The idea would be that, if the question can be fixed, we as a community fix it. We downvote wrong answers, even if they were right before the edits but are now wrong. We leave comments asking the other answerers to review the updated question, edit their answers to match the new questions, and then we remove downvotes if the answers are fixed.

When posts come into meta about why right answers suddenly became wrong, we use that as opportunities to educate.

Could this encourage more 200+ rep avid users to get more involved in helping less than 200 rep users adapt?

(3) What is the best way to shepherd new users....

  • If a question is unsalvageable, we need the asker to fix it or we close it. There's nothing we can really do if the asker isn't willing to participate.

  • If it's salvageable but editable, we edit anyway, even if there are answers already. We encourage more participation in moderating from 200+ rep users, so there's someone here to say "hey buddy, why do you want those books? What can we help you with? We really want to be the ones to solve your problem."

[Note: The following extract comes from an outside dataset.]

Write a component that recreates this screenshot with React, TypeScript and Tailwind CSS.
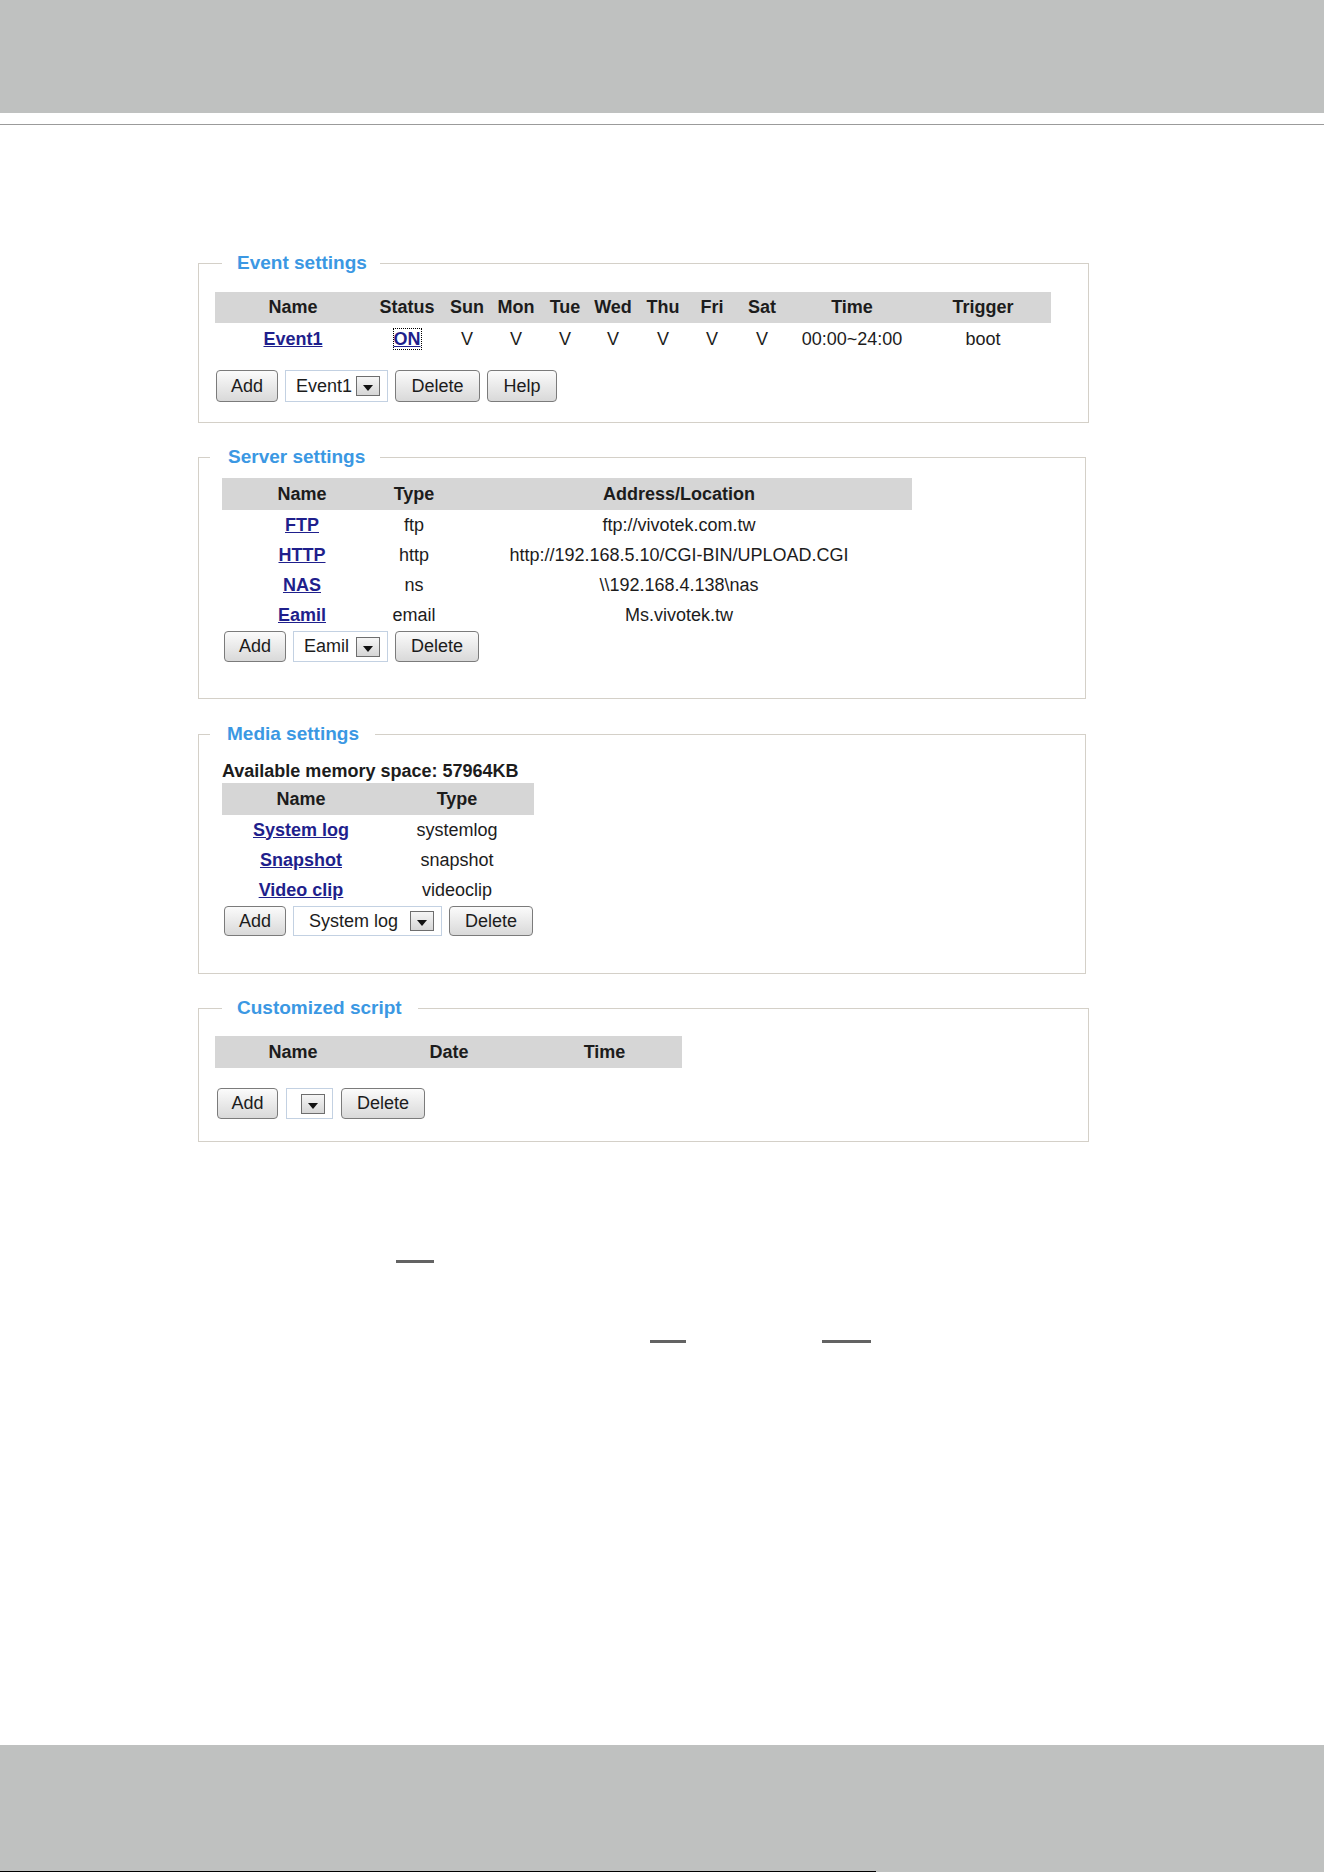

  • Lastly, I've noticed many regular users seem to really get the concept of what makes a great Stack Exchange answer. For instance, David or Pawel would never answer a "What resources should I look at to solve X" with just a link. They always provide expert analysis and plenty of detail. Thus, this gives us an opportunity to let the newbie question asker go about her way while we edit the question to match the answers. I've done this quite a few times with older questions with good results.